Pessoalmente, acredito que o impulso de julgar Kodama por suas escolhas “conservadoras” venha de uma leitura equivocada de Borges. Explico minha opinião em três pontos.
O primeiro: uma batalha jurídica contra a Gallimard, por exemplo, rendeu a Kodama, nos anos 2000, a fama de alguém que impunha “obstáculos à difusão da obra de Borges”. Ora, como pode alguém dizer que a obra de Borges não está difundida se Borges está em quase todos os lugares? Raros são os escritores que não façam referência a Borges em pelo menos um de seus livros, e eu mesma já encontrei menções ao mestre argentino em trabalhos tão díspares quanto um tratado de física quântica, um romance de Luis Fernando Verissimo em que Borges é um detetive, uma tese de doutorado sobre o papel dos sonhos na cultura Yanomami, uma análise da obra de Drummond e a recente biografia de Fernando Pessoa por Richard Zenith, para citar só os livros que vêm à mente agora. Talvez María Kodama tenha entendido algo que escapou aos editores franceses, ou seja, que Borges se diluiu na cultura de nosso tempo de tal maneira que a publicação de seus livros tem regras específicas a serem seguidas, e elas certamente não são as do mercado.
O segundo ponto: Borges era mesmo um reacinha e María Kodama o conheceu como ninguém. Nascido em 1899, o autor celebrava seus antepassados militares como símbolos da coragem que ele, tímido homem de letras, jamais teria, e são famosos seus textos sobre duelos de honra; uma de suas obsessões, ao lado dos espelhos e dos tigres, eram os punhais. Alejandro Chacoff, no texto sobre Kodama publicado na seção Despedida da revista piauí nº 200, conta a seguinte anedota: após a morte de Borges, Kodama precisava encontrar um novo editor e uma das opções era a catalã Carmen Balcells, agente de gigantes latino-americanos como García Márquez e Vargas Llosa. A viúva se decidiu por outro editor, já que, de acordo com ela, Balcells era comunista e Borges jamais aceitaria ter sua obra administrada por uma comunista. Aqui, vale um adendo: Borges foi inimigo pessoal de Juan Domingo Perón. Na época que o ditador argentino subiu ao poder, Borges já era um escritor famoso cuja resistência incomodou o regime de tal maneira que uma das primeiras medidas de Perón, seguramente afrontosa, foi nomear Borges inspetor de galinhas no mercado municipal – ofício do qual Borges, é óbvio, declinou. Com o golpe militar que derrubou Perón, veio a nomeação de Borges como diretor da Biblioteca Nacional. Então é simplista dizer de Borges que era simplesmente anticomunista e anacrônico dizer que era um neoliberal. No final da vida, na verdade, Borges se declarava anarquista – porém definitivamente antiperonista antes de mais nada.
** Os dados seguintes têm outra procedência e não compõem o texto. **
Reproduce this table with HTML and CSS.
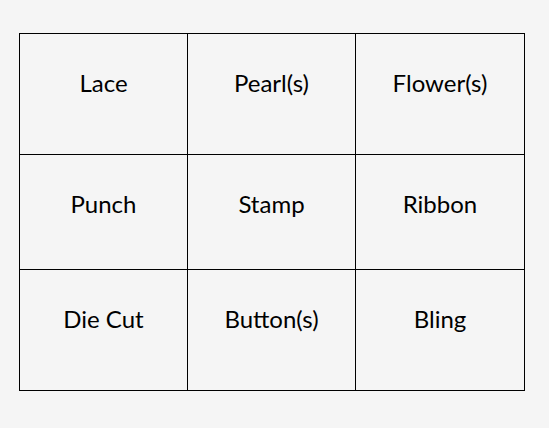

O terceiro ponto, enfim, talvez seja o mais íntimo e o mais importante: Kodama é parte da obra de Borges e de seu legado. Atlas, originalmente publicado em 1984, é um livro que atesta isso de maneira inequívoca. Sempre ao lado de seu marido, a vida dela foi uma extensão da vida dele, até o fim. Uma das coisas que mais me marcaram ao ler a robusta biografia de Borges por Edwin Williamson foi perceber o quanto Borges sempre esperou por uma mulher que lhe permitisse viver um grande amor. Esse lado sensível de um escritor tão cerebral pode passar batido até aos versados em sua obra, mas fato é que Borges se apaixonou e se decepcionou inúmeras vezes, com direito até a um casamento desastroso que durou um ano, e encontrou, já na velhice, a “Beatriz” que buscou a vida inteira. Sem sombra de dúvidas, o encontro dos dois foi um dos momentos capitais na vida de Borges. Williamson faz um belo trabalho reconstituindo a história desse romance com base nos textos que Borges vai publicando através dos anos.
Entre a responsabilidade e a neurose, nos meandros fantásticos e cômicos das disputas judiciais ensejadas pelo ímpeto litigioso de Kodama através de seu lado mais fanático e infatigável (todas esses substantivos e adjetivos foram usados no artigo de Chacoff, justo e equilibrado no fim das contas), é inegável que ela se deixou levar pelo mito de Borges e se inscreveu na história dele, inclusive de maneira flagrantemente intrusiva, como poucos cônjuges tiveram a oportunidade de fazer. Borges não tem paralelo na literatura contemporânea. Seus pares não são Cortázar e Arlt, mas sim Dante, Shakespeare e Cervantes. Como tratar o espólio de um gigante literário eterno na era dos direitos autorais? Não há manuais para tal. Além disso, os abutres certamente espreitam, como bem sabia Kodama e como saberemos nós nos próximos anos.
Obs.: Nas vezes que estive em Buenos Aires, tentei visitar a Fundação Jorge Luis Borges, mas sempre dei com a cara na porta. Nunca encontrei a casa na rua Anchorena aberta, mesmo quando fui nos exatos horários de funcionamento discriminados no site oficial e no Google. Certamente há algo de kafkiano nisso, muito mais do que borgeano. Porém, nessas ocasiões, preferi não me sentir barrada, e sim convidada a retornar. De novo. E de novo. Numa piada prática que atribuo à aparentemente não tão neurótica María Kodama.